[GOAL] Where the string "index" occurs in the material below, report the whole line.
● ● ● ●
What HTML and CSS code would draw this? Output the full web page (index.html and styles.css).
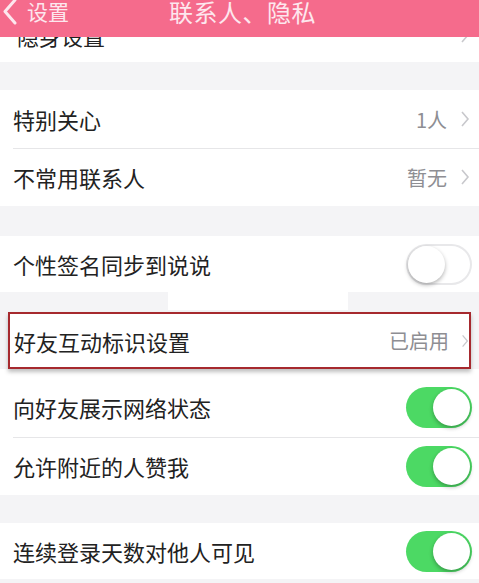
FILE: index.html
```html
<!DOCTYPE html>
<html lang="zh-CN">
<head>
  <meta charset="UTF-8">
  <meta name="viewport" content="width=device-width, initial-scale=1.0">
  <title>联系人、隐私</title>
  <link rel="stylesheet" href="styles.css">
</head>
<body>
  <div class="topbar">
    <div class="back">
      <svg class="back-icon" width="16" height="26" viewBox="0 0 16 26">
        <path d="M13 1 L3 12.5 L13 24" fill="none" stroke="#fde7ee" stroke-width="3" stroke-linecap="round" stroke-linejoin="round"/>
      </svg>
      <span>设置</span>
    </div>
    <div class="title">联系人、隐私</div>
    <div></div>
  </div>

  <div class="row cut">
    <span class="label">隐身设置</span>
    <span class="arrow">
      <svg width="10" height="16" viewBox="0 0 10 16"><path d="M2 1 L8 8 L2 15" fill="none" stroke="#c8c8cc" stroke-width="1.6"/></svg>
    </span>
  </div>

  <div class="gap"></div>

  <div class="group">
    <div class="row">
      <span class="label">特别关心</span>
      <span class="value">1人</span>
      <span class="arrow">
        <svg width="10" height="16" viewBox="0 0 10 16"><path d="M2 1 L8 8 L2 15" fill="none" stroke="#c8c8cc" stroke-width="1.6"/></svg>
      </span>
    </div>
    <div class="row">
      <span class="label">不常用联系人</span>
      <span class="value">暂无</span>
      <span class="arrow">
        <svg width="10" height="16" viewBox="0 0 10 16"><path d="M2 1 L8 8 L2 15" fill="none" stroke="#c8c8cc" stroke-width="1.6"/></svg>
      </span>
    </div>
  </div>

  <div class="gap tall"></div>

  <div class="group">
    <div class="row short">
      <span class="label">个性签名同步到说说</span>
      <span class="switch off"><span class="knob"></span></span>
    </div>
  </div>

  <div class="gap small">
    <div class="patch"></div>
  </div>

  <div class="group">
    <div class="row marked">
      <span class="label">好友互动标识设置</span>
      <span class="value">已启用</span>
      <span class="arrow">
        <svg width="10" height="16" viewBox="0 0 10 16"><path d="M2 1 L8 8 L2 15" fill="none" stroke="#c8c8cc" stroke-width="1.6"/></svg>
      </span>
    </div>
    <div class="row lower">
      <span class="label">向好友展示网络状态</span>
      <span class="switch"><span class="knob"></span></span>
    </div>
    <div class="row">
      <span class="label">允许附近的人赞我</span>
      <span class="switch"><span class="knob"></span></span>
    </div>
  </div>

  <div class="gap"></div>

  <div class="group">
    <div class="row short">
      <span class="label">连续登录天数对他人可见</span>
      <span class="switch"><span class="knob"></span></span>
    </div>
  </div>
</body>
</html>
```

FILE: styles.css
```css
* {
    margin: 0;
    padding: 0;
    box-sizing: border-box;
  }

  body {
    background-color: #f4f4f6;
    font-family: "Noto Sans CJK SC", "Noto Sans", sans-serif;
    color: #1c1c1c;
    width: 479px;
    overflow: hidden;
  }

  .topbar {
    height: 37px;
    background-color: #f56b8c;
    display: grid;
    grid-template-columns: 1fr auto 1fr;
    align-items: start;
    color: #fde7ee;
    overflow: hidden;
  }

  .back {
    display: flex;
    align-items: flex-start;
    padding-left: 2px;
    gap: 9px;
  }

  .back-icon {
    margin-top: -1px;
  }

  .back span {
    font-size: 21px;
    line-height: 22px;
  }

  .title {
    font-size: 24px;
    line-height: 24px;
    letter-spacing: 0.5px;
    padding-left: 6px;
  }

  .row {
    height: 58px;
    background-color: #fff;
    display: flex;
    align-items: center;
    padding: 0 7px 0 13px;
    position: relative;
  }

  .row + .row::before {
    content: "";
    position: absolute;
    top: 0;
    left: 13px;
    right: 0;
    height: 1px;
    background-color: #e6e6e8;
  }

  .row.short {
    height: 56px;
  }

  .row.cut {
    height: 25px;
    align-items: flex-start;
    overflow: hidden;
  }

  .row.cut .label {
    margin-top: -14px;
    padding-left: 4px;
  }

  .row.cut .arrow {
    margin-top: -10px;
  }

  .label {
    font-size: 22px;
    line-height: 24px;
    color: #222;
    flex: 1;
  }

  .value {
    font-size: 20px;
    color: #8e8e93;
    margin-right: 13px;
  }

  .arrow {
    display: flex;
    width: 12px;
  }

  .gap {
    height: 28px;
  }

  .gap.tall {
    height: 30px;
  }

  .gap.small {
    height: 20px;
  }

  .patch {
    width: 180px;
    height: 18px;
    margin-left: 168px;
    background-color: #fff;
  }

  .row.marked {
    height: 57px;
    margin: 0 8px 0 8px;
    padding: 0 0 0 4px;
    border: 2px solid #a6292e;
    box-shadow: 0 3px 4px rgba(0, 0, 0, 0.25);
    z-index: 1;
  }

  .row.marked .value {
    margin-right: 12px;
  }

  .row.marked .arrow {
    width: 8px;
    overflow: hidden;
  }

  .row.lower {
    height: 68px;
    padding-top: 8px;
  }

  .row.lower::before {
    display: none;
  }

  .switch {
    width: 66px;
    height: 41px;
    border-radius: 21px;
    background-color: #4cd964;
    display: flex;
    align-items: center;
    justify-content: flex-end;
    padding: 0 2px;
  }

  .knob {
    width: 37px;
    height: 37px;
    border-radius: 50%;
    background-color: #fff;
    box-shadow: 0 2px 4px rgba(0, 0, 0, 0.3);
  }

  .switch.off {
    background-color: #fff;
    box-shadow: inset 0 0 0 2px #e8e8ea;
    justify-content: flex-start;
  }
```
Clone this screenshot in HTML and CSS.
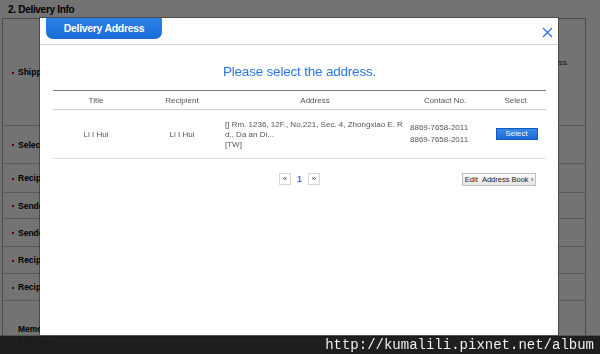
● ● ● ●
[EXERCISE OUTPUT]
What HTML and CSS code would draw this? Output the full web page (index.html and styles.css).
FILE: index.html
    z-index: 1;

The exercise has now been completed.